Como aquí nadie es responsable de nada que haya dicho o escrito el día de antes (nos hemos acostumbrado a darnos la vuelta sin más), lo que voy a decir es puro voluntarismo. Pero me encantaría que ahora, cuando hemos llegado a donde hemos llegado, explicasen cómo salimos de esta todos aquellos portavoces oficiales y finos analistas que minimizaron el problema catalán o anunciaron una y otra vez que el desafío soberanista no llegaría a ninguna parte, que se estaba desinflando, que el Estado impediría esto o aquello con la Ley en la mano... y que Rajoy resolvería todo administrando los tiempos como él sabe. Bueno, el caso es que a don Mariano este tema no se le ha arreglado solo durante la siesta. Todo lo contrario.

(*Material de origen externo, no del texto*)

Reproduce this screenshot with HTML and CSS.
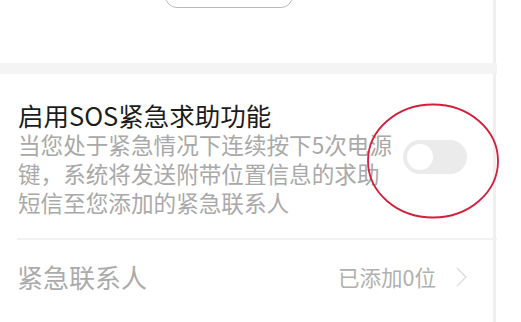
FILE: index.html
```html
<!DOCTYPE html>
<html lang="zh-CN">
<head>
    <meta charset="UTF-8">
    <meta name="viewport" content="width=device-width, initial-scale=1.0">
    <title>SOS紧急求助</title>
    <link rel="stylesheet" href="styles.css">
</head>
<body>
    <div class="screen">
        <div class="top">
            <div class="pill-button"></div>
        </div>
        <div class="band"></div>

        <div class="sos-row">
            <div class="sos-text">
                <div class="sos-title">启用SOS紧急求助功能</div>
                <div class="sos-desc">当您处于紧急情况下连续按下5次电源<br>键，系统将发送附带位置信息的求助<br>短信至您添加的紧急联系人</div>
            </div>
            <div class="switch"><span class="knob"></span></div>
        </div>

        <div class="divider"></div>

        <div class="contact-row">
            <span class="contact-label">紧急联系人</span>
            <span class="contact-value">已添加0位</span>
            <svg class="chevron" width="11" height="20" viewBox="0 0 11 20">
                <polyline points="1,1 10,10 1,19" fill="none" stroke="#dcdcdc" stroke-width="1.4"/>
            </svg>
        </div>
    </div>

    <!-- red marker circled around the switch -->
    <svg class="marker" width="136" height="120" viewBox="0 0 136 120">
        <ellipse cx="68" cy="60" rx="65" ry="56.5" fill="none" stroke="#d21f3c" stroke-width="1.8"/>
    </svg>
</body>
</html>
```

FILE: styles.css
```css
body {
    margin: 0;
    background-color: #fff;
    font-family: "Noto Sans CJK SC", "Noto Sans", sans-serif;
    overflow: hidden;
}

.screen {
    width: 493px;
    height: 322px;
    border-right: 3px solid #efefef;
}

.top {
    display: flex;
    align-items: flex-start;
    height: 63px;
    padding-left: 165px;
    overflow: hidden;
}

.pill-button {
    flex: none;
    width: 126px;
    height: 40px;
    margin-top: -34px;
    border: 1.5px solid #b9b9b9;
    border-radius: 12px;
}

.band {
    height: 11px;
    background-color: #f4f4f4;
    margin-right: -4px;
}

.sos-row {
    display: flex;
    align-items: flex-start;
    padding: 25px 26px 0 18px;
}

.sos-text {
    flex: 1;
}

.sos-title {
    font-size: 25.5px;
    line-height: 31px;
    color: #1c1c1c;
}

.sos-desc {
    font-size: 22.6px;
    line-height: 29px;
    color: #a9a9a9;
}

.switch {
    flex: none;
    margin-top: 41px;
    width: 64px;
    height: 34px;
    border-radius: 17px;
    background-color: #ebebeb;
    display: flex;
    align-items: center;
    padding-left: 4px;
    box-sizing: border-box;
}

.knob {
    width: 26px;
    height: 26px;
    border-radius: 50%;
    background-color: #fff;
}

.divider {
    margin: 21px -4px 0 17px;
    height: 1.5px;
    background-color: #f1f1f1;
}

.contact-row {
    display: flex;
    align-items: center;
    height: 74px;
    padding: 0 26px 0 17px;
}

.contact-label {
    flex: 1;
    font-size: 26px;
    color: #ababab;
}

.contact-value {
    font-size: 21.5px;
    color: #b0b0b0;
    margin-right: 20px;
}

.marker {
    position: absolute;
    left: 365px;
    top: 101px;
}
```
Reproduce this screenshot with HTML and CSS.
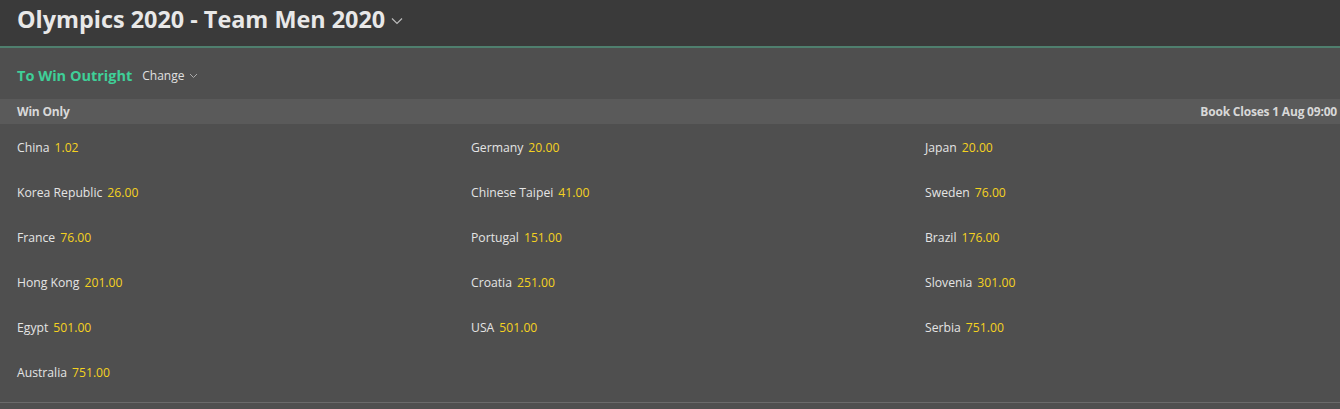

El debate ha llegado a un callejón sin salida. Quienes no comulgamos ni con el nacionalismo españolista ni con el soberanismo catalanista nos hemos quedado solos con nuestras buenas intenciones (o puestos en la picota por los fanáticos, como le ha pasado a Jordi Évole). Los maquinistas de ambos trenes suicidas se han atiborrado de legitimidad explícita o implícita, y no atienden a razones. Se vio ayer en el Parlament (donde los independentistas forzaron la máquina hasta pasarse la democracia por el arco del triunfo) y en Moncloa (donde el Gobierno central se preparaba para reclamar al Constitucional un «incidente de ejecución» que acabe con el desafío separatista... ¿de qué manera?).

Es inimaginable que el pseudoreferendo del 1-O sea abortado mediante una intervención coactiva y armada (porque Puigdemont, los listos de Esquerra y los piraos de la CUP no se van a derrotar por mucho que este o aquel tribunal les salga al paso). ¿O sí? ¿O hay alguien en Madrid dispuesto a meter en el ajo a la Guardia Civil? Pero, por otra parte, tampoco parece que los independentistas vayan a pensárselo más, pues han dado por hecho que el 2 de octubre proclamarán la ruptura con España sin más remilgos ni condiciones ni claridad ni leches.

Pues eso: nos dijeron que no iba a pasar nada. ¿Y ahora, qué?